Cette séance se déroule devant un juge en présence de deux parents et de leur
avocat, s'ils sont représentés. Si, lors de la séance, les parties parviennent
à s'entendre, le juge pourra alors officialiser l'entente. Si, au contraire,
les parents ne parviennent toujours pas à une entente, une audience sommaire
pourra se tenir le même jour afin de permettre au juge de trancher les
différends qui demeurent. Un jugement sera rendu au plus tard 30 jours
après l'audience.
Cette procédure simplifiée offrira aux
familles une solution moins coûteuse et plus efficace que le processus
judiciaire traditionnel. Son utilisation favorisera par ailleurs le règlement
des différends, permettra de désengorger les tribunaux et, du même coup, de
diminuer les délais pour les familles du Québec.
Le droit de la famille incarne notre
tradition civiliste et nos valeurs sociales distinctes. Il reflète une part
importante de notre identité unique. En ce sens, le droit de la famille est au
cœur de ce qui contribue à faire du Québec une société profondément différente
et doit tenir compte des spécificités culturelles, juridiques et institutionnelles
qui caractérisent notre nation.
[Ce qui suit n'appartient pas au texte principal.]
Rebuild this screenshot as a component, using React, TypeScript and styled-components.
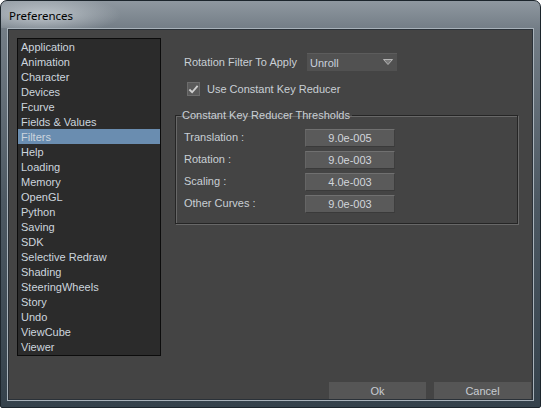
import React from 'react'
import styled, { createGlobalStyle } from 'styled-components'

const GlobalStyle = createGlobalStyle`
html, body {
margin: 0;
padding: 0;
background: #ffffff;
}
`

const items = [
  'Application', 'Animation', 'Character', 'Devices', 'Fcurve', 'Fields & Values',
  'Filters', 'Help', 'Loading', 'Memory', 'OpenGL', 'Python', 'Saving', 'SDK',
  'Selective Redraw', 'Shading', 'SteeringWheels', 'Story', 'Undo', 'ViewCube', 'Viewer',
]

const thresholds = [
  { label: 'Translation :', value: '9.0e-005' },
  { label: 'Rotation :', value: '9.0e-003' },
  { label: 'Scaling :', value: '4.0e-003' },
  { label: 'Other Curves :', value: '9.0e-003' },
]

const App = () => {
  return (
    <>
      <GlobalStyle />
      <Window>
        <TitleBar>
          <Title>Preferences</Title>
        </TitleBar>
        <Client>
          <Body>
            <List>
              {items.map((item) => (
                <Item key={item} selected={item === 'Filters'}>{item}</Item>
              ))}
            </List>
            <Panel>
              <FilterRow>
                <Label>Rotation Filter To Apply</Label>
                <Dropdown>
                  <span>Unroll</span>
                  <svg width="10" height="7" viewBox="0 0 10 7">
                    <polygon points="0.5,0.5 9.5,0.5 5,5.5" fill="#7c7c7c" stroke="#b4b4b4" strokeWidth="1" />
                  </svg>
                </Dropdown>
              </FilterRow>
              <CheckRow>
                <CheckBox>
                  <svg width="12" height="11" viewBox="0 0 12 11">
                    <polyline points="1.5,5.5 4.5,8.5 10.5,1.5" fill="none" stroke="#d0d0d0" strokeWidth="2" />
                  </svg>
                </CheckBox>
                <Label>Use Constant Key Reducer</Label>
              </CheckRow>
              <Group>
                <Legend>Constant Key Reducer Thresholds</Legend>
                {thresholds.map((t) => (
                  <ValueRow key={t.label}>
                    <Label>{t.label}</Label>
                    <Field>{t.value}</Field>
                  </ValueRow>
                ))}
              </Group>
            </Panel>
          </Body>
          <Footer>
            <Button>Ok</Button>
            <Button>Cancel</Button>
          </Footer>
        </Client>
      </Window>
    </>
  )
}

export default App

const Window = styled.div`
width: 541px;
height: 408px;
box-sizing: border-box;
border: 1px solid #1c252c;
border-radius: 7px 7px 2px 2px;
background: linear-gradient(180deg, #8f98a0 0px, #737d86 28px, #4d5963 200px, #35424c 408px);
display: flex;
flex-direction: column;
overflow: hidden;
font-family: "Liberation Sans", Arial, sans-serif;
`

const TitleBar = styled.div`
height: 27px;
display: flex;
align-items: center;
padding-left: 8px;
background: radial-gradient(ellipse 80px 20px at 40px 14px, rgba(215, 221, 226, 0.7), rgba(215, 221, 226, 0) 100%);
`

const Title = styled.div`
font-family: "Noto Sans", "Open Sans", sans-serif;
font-size: 11.5px;
color: #000000;
margin-top: 1px;
`

const Client = styled.div`
margin: 0 6px 6px 6px;
flex: 1;
border: 1px solid #a8b2ba;
box-shadow: inset 0 0 0 1px #2a3138;
background: #444444;
display: flex;
flex-direction: column;
`

const Body = styled.div`
flex: 1;
display: flex;
gap: 14px;
padding: 9px 15px 0 9px;
`

const List = styled.div`
width: 143px;
height: 316px;
border: 1px solid #0c0c0c;
background: #2b2b2b;
display: flex;
flex-direction: column;
`

const Item = styled.div<{ selected?: boolean }>`
height: 15px;
line-height: 16px;
padding-left: 3px;
font-size: 11px;
color: #cdd5de;
background: ${(p) => (p.selected ? '#6a8db0' : 'transparent')};
white-space: nowrap;
`

const Panel = styled.div`
flex: 1;
display: flex;
flex-direction: column;
`

const Label = styled.span`
font-size: 11px;
color: #c9cfd5;
white-space: nowrap;
`

const FilterRow = styled.div`
display: flex;
align-items: center;
margin-top: 15px;
padding-left: 9px;
& > ${Label} {
width: 123px;
}
`

const Dropdown = styled.div`
width: 90px;
height: 18px;
box-sizing: border-box;
background: #515151;
border-top: 1px solid #5c5c5c;
display: flex;
align-items: center;
justify-content: space-between;
padding: 0 4px 0 3px;
font-size: 11px;
color: #c9d0dd;
`

const CheckRow = styled.div`
display: flex;
align-items: center;
gap: 7px;
margin-top: 11px;
padding-left: 12px;
`

const CheckBox = styled.div`
width: 13px;
height: 14px;
box-sizing: border-box;
background: #5a5a5a;
border: 1px solid #6c6c6c;
display: flex;
align-items: center;
justify-content: center;
`

const Group = styled.fieldset`
margin: 13px 0 0 0;
padding: 7px 0 10px 8px;
width: 343px;
box-sizing: border-box;
border: 1px solid #252525;
box-shadow: 1px 1px 0 #686868, inset 1px 1px 0 #686868;
display: flex;
flex-direction: column;
gap: 4px;
`

const Legend = styled.legend`
padding: 0 2px 0 1px;
margin-left: -3px;
font-size: 11px;
color: #c9cfd5;
line-height: 13px;
`

const ValueRow = styled.div`
display: flex;
align-items: center;
height: 18px;
& > ${Label} {
width: 121px;
margin-top: -3px;
}
`

const Field = styled.div`
width: 90px;
height: 18px;
box-sizing: border-box;
background: #5a5a5a;
border-top: 1px solid #707070;
border-left: 1px solid #656565;
border-bottom: 1px solid #3a3a3a;
border-right: 1px solid #3e3e3e;
display: flex;
align-items: center;
justify-content: center;
font-size: 11px;
color: #d2d6dc;
`

const Footer = styled.div`
display: flex;
justify-content: flex-end;
gap: 8px;
padding: 0 2px 1px 0;
`

const Button = styled.div`
width: 97px;
height: 17px;
background: #565656;
display: flex;
align-items: center;
justify-content: center;
font-size: 11px;
color: #c8ccd2;
`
Aucun gouvernement du Québec, peu importe sa
couleur politique, n'a d'ailleurs accepté de se résoudre à déléguer ses
compétences en matière familiale au gouvernement fédéral, comme l'ont fait
plusieurs autres États fédérés au Canada. La création d'un tribunal unifié au
sein de la Cour du Québec traduit donc également une volonté du Québec d'accroître
son autonomie et d'affirmer la primauté de son droit privé civil et, par
conséquent, familial, tel que le recommande le rapport du Comité consultatif
sur les enjeux conditionnels du Québec au sein de la Fédération canadienne, le
rapport Proulx-Rousseau.
Le projet de loi que nous avons déposé
aujourd'hui est donc un premier pas significatif vers un système de justice
familiale simplifié, spécialisé et qui respecte l'autonomie du Québec. Les
Québécoises et les Québécois ont le droit d'avoir accès à une justice familiale
simple, efficace et humaine, une justice qui est d'abord et avant tout centrée
sur les besoins de l'intérêt de nos enfants. Et c'est ce que nous visons avec
le projet de loi n° 91 que nous déposons aujourd'hui. Merci de votre
attention.
Le Modérateur
: Merci, M.
Jolin-Barrette. Pour les autres, c'est… on se rend disponible pour les
questions?
M. Jolin-Barrette : On se
rend disponible pour les questions.
Le Modérateur : Comme vous
pouvez voir, on est beaucoup, donc… mais on va prendre tout le temps qu'on… dont
on dispose en commençant avec les questions de Pierre-Alexandre Bolduc.
Journaliste : J'ai juste
trois, quatre questions pour vous, M. Jolin-Barrette. Ma collègue Véronique
Prince avait fait le tour avec vous, mais moi, je comprends, puis corrigez-moi
si je me trompe, que l'Ontario, le Nouveau-Brunswick, il y a quelques provinces
qui ont essayé de faire ce que vous voulez faire, mais se sont butées à Ottawa,
ont dû faire quelques compromis. Qu'est-ce qui vous laisse croire que vous, ça
va marcher?
M. Jolin-Barrette : Bien, en
fait, aujourd'hui, ce qu'on fait, c'est un premier pas. Avec l'instauration d'un
tribunal unifié de la famille, on vient donner la juridiction à la Cour du
Québec relativement à l'union parentale, notamment l'union civile, et relativement
à la grossesse pour autrui. On est dans une nouvelle ère constitutionnelle, on
est avec du nouveau droit, du droit nouveau. Le régime qu'on a créé, l'union
parentale, ça n'existait pas. Alors, par rapport aux autres provinces, on est
dans une situation totalement différente. Alors, on était dans une situation où
il n'y a rien qui bougeait. On a réactivé le dossier du droit de la famille, qui
dormait depuis 40 ans au Québec, et là, avec ce nouveau régime là, ça
ouvre de nouvelles opportunités.
Alors, nous, on n'attend pas, on va de l'avant,
on va avec un régime qui va faire en sorte de simplifier la vie des familles au
Québec, dans le système de justice. Puis on profite de l'occasion du fait qu'il
y a un nouveau régime qui va entrer en vigueur le 30 juin prochain pour
faire en sorte d'amener une nouvelle ère, je vous dirais, en droit familial,
mais également en droit constitutionnel, puis on va tabler là-dessus,
contrairement aux autres provinces qui se retrouvaient dans un régime
classique.
Journaliste : Est-ce que vous
attendez à de la… Le bon mot n'est pas confrontation, mais des commentaires ou…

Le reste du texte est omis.